Making a Case For Women

Causing flutters in political camps is not the intention. Ruffling feathers of political bosses or making political leadership to dither is also not the objective. I am just looking for answers for a few not intellectual but mundane questions that have been haunting my mind.

Is politics in our part of the world patriarchal? Has our struggle suffered for patriarchy? Is negligible women leadership in the state because of gender bias of the top leadership?  Many  intelligent and committed women have been complaining of denying them their due place in political parties and social organization. Professor Hameeda Nayeem, a friend in seminars and conferences for past many years has been attributing absence of women at decision-making stage in politics to patriarchy.  She is not alone in her belief, many other  women scholars, social and political activists share her views that gender permeates in social and political organizations in the state.  Some women activists in various organizations have been accusing top leadership of their organizations being discriminatory towards them. They often assert that  ‘their talent, competence, sacrifices and commitment to the cause is not recognized.’ ‘Denial to women activists, their due place in political organizations has been adversely effecting political movements in the state.’

Before looking at these assertions in right perspective there is, need to understand the role of women in political struggle of the state.

Long before, in this column, I wrote that the story of Kashmir women is derring-do. Every day she adds a page of courage and bravery, gallantry and determination to scarlet history of Kashmir. ‘There is a jagar mass- a woman of extraordinary courage, a moving spirit that braves batons and bayonets in every village and locality of Kashmir- in every nook and corner of the state.’ Nevertheless, this is not the story of the recent past only.  The women of Kashmir have been in the vanguard of struggle against oppression from 1865, and their involvement became intense and explicit after 13 July 1931 happenings and it continues to date.

‘In Kashmir valley women also made a notable contribution to the Movement, writes Yusuf Saraf, “Procession of women was a common feature of the agitation in various localities of Srinagar and the towns of Baramulla, Sopore, Islamabad and Shopian. It goes to the credit of the daughters of the valley that although illiterate and unaware even of their social rights and traditionally confined to their homes they braved hardships and fought along with men for freedom of their country from the Dogra rule.’

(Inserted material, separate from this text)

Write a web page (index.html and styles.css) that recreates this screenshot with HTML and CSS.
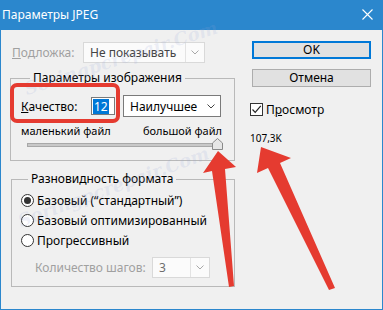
FILE: index.html
```html
<!DOCTYPE html>
<html lang="ru">
<head>
  <meta charset="UTF-8" />
  <title>Параметры JPEG</title>
  <link rel="stylesheet" href="styles.css">
</head>
<body>
<div class="screen">
  <div class="window">
    <div class="titlebar">
      <span class="title">Параметры JPEG</span>
      <svg class="close" width="11" height="11" viewBox="0 0 11 11"><path d="M0.5 0.5 L10.5 10.5 M10.5 0.5 L0.5 10.5" stroke="#fff" stroke-width="1.1" fill="none"/></svg>
    </div>

    <div class="content">
      <div class="col-left">
        <div class="row row-matte">
          <span class="label disabled"><u>П</u>одложка:</span>
          <div class="combo combo-off combo-matte">
            <span class="combo-text">Не показывать</span>
            <span class="combo-btn"><svg width="8" height="5" viewBox="0 0 8 5"><path d="M0.5 0.5 L4 4 L7.5 0.5" stroke="#a8a8a8" fill="none"/></svg></span>
          </div>
        </div>

        <fieldset class="group group-image">
          <legend>Параметры изображения</legend>
          <div class="row row-quality">
            <span class="label"><u>К</u>ачество:</span>
            <div class="num"><span class="num-sel">12</span></div>
            <div class="combo combo-quality">
              <span class="combo-text">Наилучшее</span>
              <svg width="8" height="5" viewBox="0 0 8 5"><path d="M0.5 0.5 L4 4 L7.5 0.5" stroke="#444" fill="none"/></svg>
            </div>
          </div>
          <div class="slider-labels">
            <span>маленький файл</span>
            <span>большой файл</span>
          </div>
          <div class="slider">
            <div class="track"></div>
            <svg class="thumb" width="11" height="12" viewBox="0 0 11 12"><path d="M0.5 11.5 L0.5 5 L5.5 0.5 L10.5 5 L10.5 11.5 Z" fill="#e6e6e6" stroke="#8a8a8a"/></svg>
          </div>
        </fieldset>

        <fieldset class="group group-format">
          <legend>Разновидность формата</legend>
          <div class="radio on"><span class="dot"></span>Базовый (“стандартный”)</div>
          <div class="radio"><span class="dot"></span>Базовый оптимизированный</div>
          <div class="radio"><span class="dot"></span>Прогрессивный</div>
          <div class="row row-steps">
            <span class="label disabled">Количество шагов:</span>
            <div class="combo combo-off combo-steps">
              <span class="combo-text">3</span>
              <span class="combo-btn"><svg width="8" height="5" viewBox="0 0 8 5"><path d="M0.5 0.5 L4 4 L7.5 0.5" stroke="#a8a8a8" fill="none"/></svg></span>
            </div>
          </div>
        </fieldset>
      </div>

      <div class="col-right">
        <button class="btn btn-default">OK</button>
        <button class="btn">Отмена</button>
        <div class="check">
          <span class="box"><svg width="11" height="11" viewBox="0 0 11 11"><path d="M1.5 5.5 L4.2 8.3 L9.8 1.8" stroke="#222" stroke-width="1.2" fill="none"/></svg></span>
          <span>П<u>р</u>осмотр</span>
        </div>
        <div class="size">107,3K</div>
      </div>
    </div>
  </div>

  <!-- водяные знаки -->
  <span class="wm wm1">Soringpcrepair.Com</span>
  <span class="wm wm2">Soringpcrepair.Com</span>

  <!-- выделение и стрелки -->
  <div class="highlight"></div>
  <svg class="arrows" width="383" height="310" viewBox="0 0 383 310">
    <path d="M218 151 L236 167 L225 169 L234 286 L229 287 L212 171 L203 173 Z" fill="#e53b30"/>
    <path d="M261 147 L291 158 L280 163 L335 288 L329 290 L268 168 L257 173 Z" fill="#e53b30"/>
  </svg>
</div>
</body>
</html>
```

FILE: styles.css
```css
* {
  box-sizing: border-box;
  margin: 0;
  padding: 0;
}

body {
  font-family: "Noto Sans", "Liberation Sans", sans-serif;
  font-size: 12px;
  color: #000;
  background: #fff;
}

.screen {
  position: relative;
  width: 383px;
  height: 310px;
  overflow: hidden;
}

.window {
  width: 383px;
  height: 310px;
  border: 1px solid #2b87cd;
  background: #f0f0f0;
}

/* ЗАГОЛОВОК */
.titlebar {
  height: 29px;
  background: #2b87cd;
  color: #fff;
  display: flex;
  align-items: center;
  justify-content: space-between;
  padding: 0 9px 2px 1px;
}

.title {
  font-size: 12px;
}

/* СОДЕРЖИМОЕ */
.content {
  display: flex;
  padding-left: 9px;
}

.col-left {
  width: 225px;
}

.col-right {
  width: 121px;
  margin-left: 15px;
  display: flex;
  flex-direction: column;
}

.row {
  display: flex;
  align-items: center;
}

.label {
  white-space: nowrap;
}

.disabled {
  color: #a0a0a0;
}

.row-matte {
  margin-top: 12px;
  margin-left: 2px;
  height: 21px;
}

.row-matte .label {
  width: 71px;
}

/* ВЫПАДАЮЩИЕ СПИСКИ */
.combo {
  display: flex;
  align-items: center;
  justify-content: space-between;
  background: #fff;
  border: 1px solid #7a7a7a;
  height: 21px;
}

.combo-text {
  padding-left: 6px;
  white-space: nowrap;
}

.combo-off {
  background: #fbfbfb;
  border-color: #d9d9d9;
  color: #444;
}

.combo-btn {
  height: 100%;
  width: 19px;
  border-left: 1px solid #e3e3e3;
  display: flex;
  align-items: center;
  justify-content: center;
}

.combo-matte {
  width: 122px;
}

.combo-quality {
  width: 98px;
  height: 22px;
  margin-left: 8px;
  padding-right: 5px;
}

.combo-steps {
  width: 58px;
  color: #6d6d6d;
}

/* ГРУППЫ */
.group {
  border: 1px solid #b9b9b9;
  padding: 10px 12px 10px 10px;
}

.group legend {
  line-height: 14px;
  padding: 0 3px;
}

.group-image {
  margin-top: 8px;
}

.group-image legend {
  margin-left: 9px;
}

.row-quality {
  height: 22px;
}

.row-quality .label {
  width: 70px;
}

.num {
  width: 24px;
  height: 18px;
  background: #fff;
  border: 1px solid #7a7a7a;
  padding: 0 0 0 1px;
  display: flex;
  align-items: center;
}

.num-sel {
  background: #0078d7;
  color: #fff;
  height: 15px;
  line-height: 15px;
  padding: 0 1px;
}

.slider-labels {
  display: flex;
  justify-content: space-between;
  font-size: 11px;
  line-height: 13px;
  margin-top: 7px;
}

.slider {
  position: relative;
  height: 12px;
  margin-top: 1px;
  padding-top: 5px;
}

.track {
  margin-left: 6px;
  width: 192px;
  height: 4px;
  background: #c8c8c8;
  border: 1px solid #a8a8a8;
}

.thumb {
  position: absolute;
  left: 191px;
  top: 0;
}

.group-format {
  margin-top: 11px;
  margin-left: 1px;
  padding: 4px 10px 8px 9px;
}

.group-format legend {
  margin-left: 7px;
}

.radio {
  display: flex;
  align-items: center;
  height: 20px;
  white-space: nowrap;
}

.dot {
  width: 13px;
  height: 13px;
  border: 1px solid #333;
  border-radius: 50%;
  background: #fff;
  margin-right: 3px;
  display: flex;
  align-items: center;
  justify-content: center;
}

.radio.on .dot::after {
  content: "";
  width: 7px;
  height: 7px;
  border-radius: 50%;
  background: #333;
}

.row-steps {
  margin-top: 7px;
  margin-left: 14px;
  height: 21px;
}

.row-steps .label {
  width: 117px;
}

/* КНОПКИ */
.btn {
  font-family: inherit;
  font-size: 12px;
  width: 119px;
  height: 18px;
  margin-left: 2px;
  background: #e1e1e1;
  border: 1px solid #adadad;
  line-height: 14px;
  color: #000;
}

.btn-default {
  margin-top: 11px;
  border: 2px solid #0078d7;
}

.btn + .btn {
  margin-top: 10px;
}

.check {
  display: flex;
  align-items: center;
  height: 18px;
  margin-top: 13px;
}

.box {
  width: 13px;
  height: 13px;
  border: 1px solid #333;
  background: #fff;
  margin-right: 3px;
  display: flex;
}

.size {
  font-size: 10px;
  line-height: 12px;
  margin-top: 14px;
}

/* ВОДЯНЫЕ ЗНАКИ */
.wm {
  position: absolute;
  font-family: "DejaVu Serif", serif;
  font-style: italic;
  font-weight: bold;
  font-size: 18px;
  color: rgba(150, 165, 215, 0.16);
  white-space: nowrap;
  transform-origin: left bottom;
}

.wm1 { left: 28px; top: 78px; transform: rotate(-18deg); }
.wm2 { left: 22px; top: 210px; transform: rotate(-20deg); }

/* ВЫДЕЛЕНИЕ */
.highlight {
  position: absolute;
  left: 10px;
  top: 83px;
  width: 110px;
  height: 40px;
  border: 4px solid #e53b30;
  border-radius: 7px;
}

.arrows {
  position: absolute;
  left: 0;
  top: 0;
}
```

History bears testimony that they sacrificed their lives. Names of some women martyrs   who showed courage of conviction distinctly figure in the pages of history. Many women died in firing of Dogra soldiers not on in Srinagar city but many other towns. ‘Freechi of Baramulla, who died of bullet wound, is classic example of courage. She hurled a Kangari on face of a Dogra police officer who had tried to stop a women’s procession in support of freedom. Police officer was disfigured permanently’. True, no   work has been so far been done independently about the role of women in Kashmir struggle but pages of history eloquently narrate tales of their sacrifices, courage, steadfastness and determination.

Notwithstanding role played by women in Kashmir struggle, in the post 1947 situation they never made to the centre stage of politics in the state. After 1947, when the Muslim Conference leadership was either pushed across the ceasefire line or put behind the bars the only political party left on the scene was the National Conference. It had many women workers in its ranks, but there is no history of a woman    ever elected as its president, general secretary, district head and even block president. The organization that has been in power for over fifty years is yet to make a history in this regard. This was true of the rechristened version of this organization under command and control of G. M. Sadiq.

Historically gender bias is not only seen dominant in the political parties that were in power but even the parties that struggled for “right to self-determination” were not free from it. The Jammu and Kashmir Plebiscite that dominated the political scene of the state for twenty-two years and had a lot of support base in women never ever had a woman leader in its ranks. It did not even have a woman member in its working committee or a woman delegate in its very elaborate general council.

In the post, 1990 situation women were again in the forefront. They have suffered immensely. Studies done by various international organizations like that of the Medecins Sans Frontieres about the suffering of Kashmiri women have been disturbing. It is true that some women for their commitment, steadfastness and sacrifices have made to the centre stage of Kashmir politics and head women organizations but fact remains they continues to be marginalized in the mainstream political organizations.

Seema Kazi’s in her book ‘BETWEEN DEMOCRACY & NATION Gender and Militarization in Kashmir’ published by Oxford has incisively analyzed role of Kashmiri women during past twenty-three years. She has brought out the ‘essential paradox between women’s significant role in the struggle for azadi… and their political marginalization… shaped by patriarchal social context…” She also argues that despite the role of women in Kashmir political struggle none of the women leaders is on executive of any of the mainstream organization- this includes the Hurriyat Conferences.